### Written request
Show only lines that include "this".

### Recorded data
---
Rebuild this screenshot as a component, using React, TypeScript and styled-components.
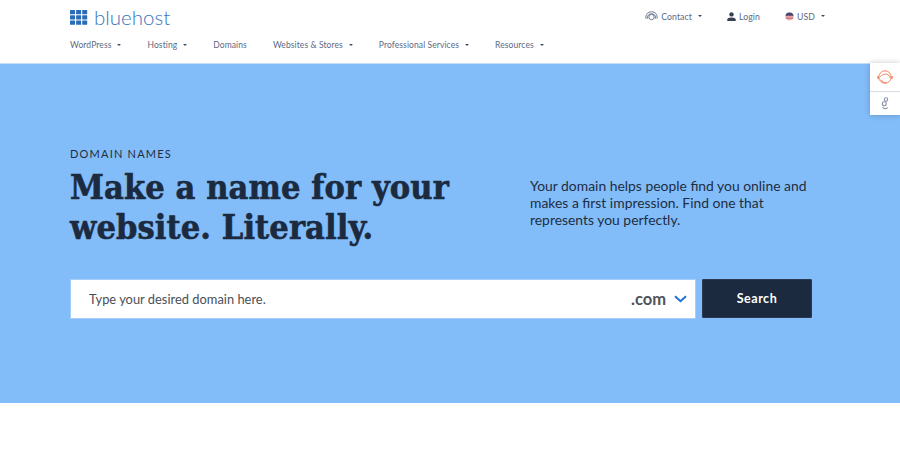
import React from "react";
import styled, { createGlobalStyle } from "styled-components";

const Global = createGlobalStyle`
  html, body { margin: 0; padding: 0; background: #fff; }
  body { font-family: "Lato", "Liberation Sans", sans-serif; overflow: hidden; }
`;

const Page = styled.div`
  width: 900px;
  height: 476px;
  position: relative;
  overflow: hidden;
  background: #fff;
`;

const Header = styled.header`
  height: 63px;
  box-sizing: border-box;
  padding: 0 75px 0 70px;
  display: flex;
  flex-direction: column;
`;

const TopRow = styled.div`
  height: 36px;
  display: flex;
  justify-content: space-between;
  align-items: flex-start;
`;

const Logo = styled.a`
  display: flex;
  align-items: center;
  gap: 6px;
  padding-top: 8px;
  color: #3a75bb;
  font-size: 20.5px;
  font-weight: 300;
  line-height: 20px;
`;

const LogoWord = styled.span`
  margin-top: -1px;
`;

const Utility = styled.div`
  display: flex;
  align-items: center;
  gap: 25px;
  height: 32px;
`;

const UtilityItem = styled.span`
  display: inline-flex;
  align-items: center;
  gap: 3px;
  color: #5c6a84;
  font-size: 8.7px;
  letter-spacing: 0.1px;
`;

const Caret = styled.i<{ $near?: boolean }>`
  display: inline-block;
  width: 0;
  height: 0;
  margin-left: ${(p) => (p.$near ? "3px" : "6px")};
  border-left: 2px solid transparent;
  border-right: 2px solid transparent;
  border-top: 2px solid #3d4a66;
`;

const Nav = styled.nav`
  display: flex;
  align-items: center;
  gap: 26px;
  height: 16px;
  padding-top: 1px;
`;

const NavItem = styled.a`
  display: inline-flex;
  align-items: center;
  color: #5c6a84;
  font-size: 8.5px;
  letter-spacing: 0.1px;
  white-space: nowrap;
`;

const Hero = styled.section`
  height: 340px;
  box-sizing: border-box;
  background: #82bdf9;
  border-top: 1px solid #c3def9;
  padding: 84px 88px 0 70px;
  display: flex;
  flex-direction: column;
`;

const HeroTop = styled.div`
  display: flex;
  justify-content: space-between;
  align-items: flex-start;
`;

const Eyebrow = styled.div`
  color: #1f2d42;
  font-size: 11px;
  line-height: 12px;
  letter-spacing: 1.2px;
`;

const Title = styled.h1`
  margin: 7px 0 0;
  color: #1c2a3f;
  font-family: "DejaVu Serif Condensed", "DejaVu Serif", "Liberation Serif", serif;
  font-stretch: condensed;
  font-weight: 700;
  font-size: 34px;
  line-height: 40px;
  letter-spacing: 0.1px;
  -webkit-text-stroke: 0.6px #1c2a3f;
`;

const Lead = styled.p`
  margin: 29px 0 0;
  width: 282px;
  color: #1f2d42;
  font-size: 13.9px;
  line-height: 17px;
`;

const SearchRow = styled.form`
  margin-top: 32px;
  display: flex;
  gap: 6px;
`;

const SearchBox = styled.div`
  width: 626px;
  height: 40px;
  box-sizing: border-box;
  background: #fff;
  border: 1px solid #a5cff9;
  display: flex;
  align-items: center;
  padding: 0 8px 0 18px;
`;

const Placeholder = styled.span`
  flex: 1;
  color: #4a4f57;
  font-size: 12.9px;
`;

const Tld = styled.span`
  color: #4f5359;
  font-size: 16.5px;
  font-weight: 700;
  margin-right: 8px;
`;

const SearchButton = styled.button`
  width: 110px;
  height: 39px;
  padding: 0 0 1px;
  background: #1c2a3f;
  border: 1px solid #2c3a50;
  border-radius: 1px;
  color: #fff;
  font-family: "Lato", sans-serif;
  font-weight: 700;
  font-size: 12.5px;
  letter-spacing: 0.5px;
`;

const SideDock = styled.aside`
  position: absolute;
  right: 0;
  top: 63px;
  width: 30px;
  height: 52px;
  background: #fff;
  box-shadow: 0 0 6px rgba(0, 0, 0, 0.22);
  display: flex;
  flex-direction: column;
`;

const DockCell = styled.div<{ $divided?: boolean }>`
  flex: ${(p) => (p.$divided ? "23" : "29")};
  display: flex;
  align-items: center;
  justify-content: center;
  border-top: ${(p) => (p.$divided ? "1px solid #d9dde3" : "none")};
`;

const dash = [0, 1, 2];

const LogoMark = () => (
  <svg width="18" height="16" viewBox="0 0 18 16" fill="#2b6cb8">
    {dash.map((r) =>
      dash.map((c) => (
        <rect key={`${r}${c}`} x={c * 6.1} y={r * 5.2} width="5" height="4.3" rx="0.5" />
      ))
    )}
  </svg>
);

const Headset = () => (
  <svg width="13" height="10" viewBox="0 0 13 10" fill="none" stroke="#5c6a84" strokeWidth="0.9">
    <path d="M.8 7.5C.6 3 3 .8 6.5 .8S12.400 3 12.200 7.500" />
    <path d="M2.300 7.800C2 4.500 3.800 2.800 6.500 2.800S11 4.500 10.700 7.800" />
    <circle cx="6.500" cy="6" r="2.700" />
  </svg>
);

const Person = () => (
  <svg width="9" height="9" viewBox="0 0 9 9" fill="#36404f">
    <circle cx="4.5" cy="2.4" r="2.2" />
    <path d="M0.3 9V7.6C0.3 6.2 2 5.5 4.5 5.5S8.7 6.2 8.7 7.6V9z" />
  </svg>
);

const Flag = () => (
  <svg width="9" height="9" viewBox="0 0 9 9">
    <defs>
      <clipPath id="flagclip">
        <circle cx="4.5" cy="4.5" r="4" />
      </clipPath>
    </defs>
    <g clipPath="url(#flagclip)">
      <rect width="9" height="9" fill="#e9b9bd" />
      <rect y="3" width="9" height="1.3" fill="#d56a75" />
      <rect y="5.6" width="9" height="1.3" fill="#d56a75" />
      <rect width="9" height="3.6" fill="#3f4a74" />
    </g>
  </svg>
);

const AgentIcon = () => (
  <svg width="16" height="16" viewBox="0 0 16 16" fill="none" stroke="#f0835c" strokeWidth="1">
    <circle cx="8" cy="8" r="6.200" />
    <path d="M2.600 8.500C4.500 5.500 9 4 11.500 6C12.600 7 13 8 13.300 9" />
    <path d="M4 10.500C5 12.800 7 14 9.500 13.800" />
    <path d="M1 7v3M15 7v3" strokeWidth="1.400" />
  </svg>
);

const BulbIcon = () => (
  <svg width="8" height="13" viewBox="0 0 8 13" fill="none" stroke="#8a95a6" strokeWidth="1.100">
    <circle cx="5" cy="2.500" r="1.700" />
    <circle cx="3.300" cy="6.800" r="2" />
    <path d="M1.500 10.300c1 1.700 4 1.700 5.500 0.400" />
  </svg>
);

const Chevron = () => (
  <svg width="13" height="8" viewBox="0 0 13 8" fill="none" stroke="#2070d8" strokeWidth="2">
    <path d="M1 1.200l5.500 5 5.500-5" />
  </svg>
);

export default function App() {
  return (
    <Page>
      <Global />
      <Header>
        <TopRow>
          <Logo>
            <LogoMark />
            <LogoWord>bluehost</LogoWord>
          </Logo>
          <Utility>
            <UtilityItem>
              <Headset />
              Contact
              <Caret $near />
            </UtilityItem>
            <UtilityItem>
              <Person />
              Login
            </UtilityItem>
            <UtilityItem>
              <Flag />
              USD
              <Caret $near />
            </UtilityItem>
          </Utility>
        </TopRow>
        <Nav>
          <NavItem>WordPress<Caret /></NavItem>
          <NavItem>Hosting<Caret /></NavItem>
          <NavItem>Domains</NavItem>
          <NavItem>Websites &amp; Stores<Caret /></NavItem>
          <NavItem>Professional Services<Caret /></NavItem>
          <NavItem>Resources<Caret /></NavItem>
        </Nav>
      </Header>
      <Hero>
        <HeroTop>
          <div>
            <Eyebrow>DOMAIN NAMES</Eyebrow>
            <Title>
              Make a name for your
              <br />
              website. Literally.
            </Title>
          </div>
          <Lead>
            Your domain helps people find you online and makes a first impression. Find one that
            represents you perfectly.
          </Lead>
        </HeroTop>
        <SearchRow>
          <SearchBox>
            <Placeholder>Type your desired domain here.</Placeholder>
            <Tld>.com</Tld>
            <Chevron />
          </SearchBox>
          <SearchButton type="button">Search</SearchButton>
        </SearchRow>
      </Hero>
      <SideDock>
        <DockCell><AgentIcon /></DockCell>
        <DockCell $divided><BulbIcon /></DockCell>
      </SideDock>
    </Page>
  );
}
---
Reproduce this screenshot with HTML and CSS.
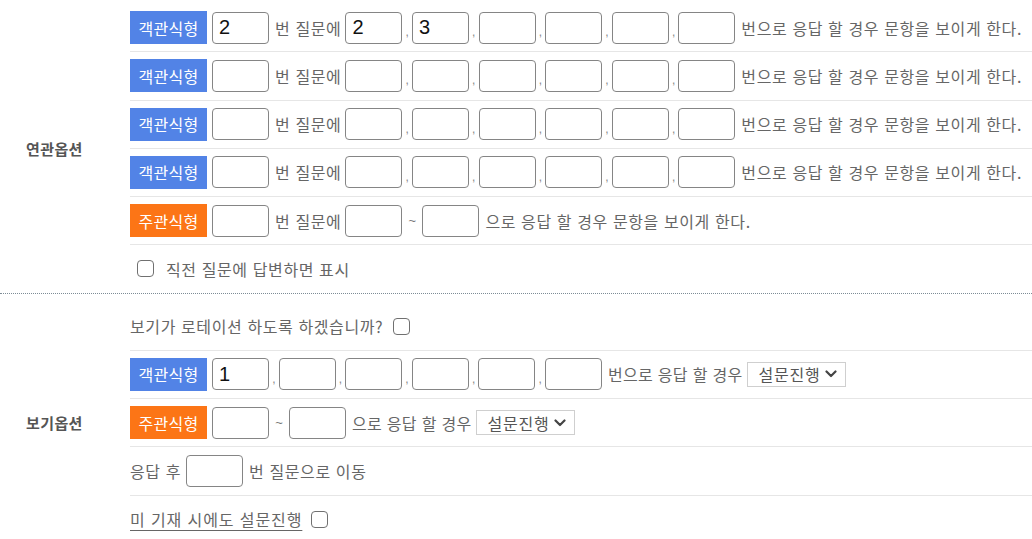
---
### Answer to the exercise
Rebuild this screenshot as a component, using React, TypeScript and styled-components.
Reproduce this screenshot with HTML and CSS.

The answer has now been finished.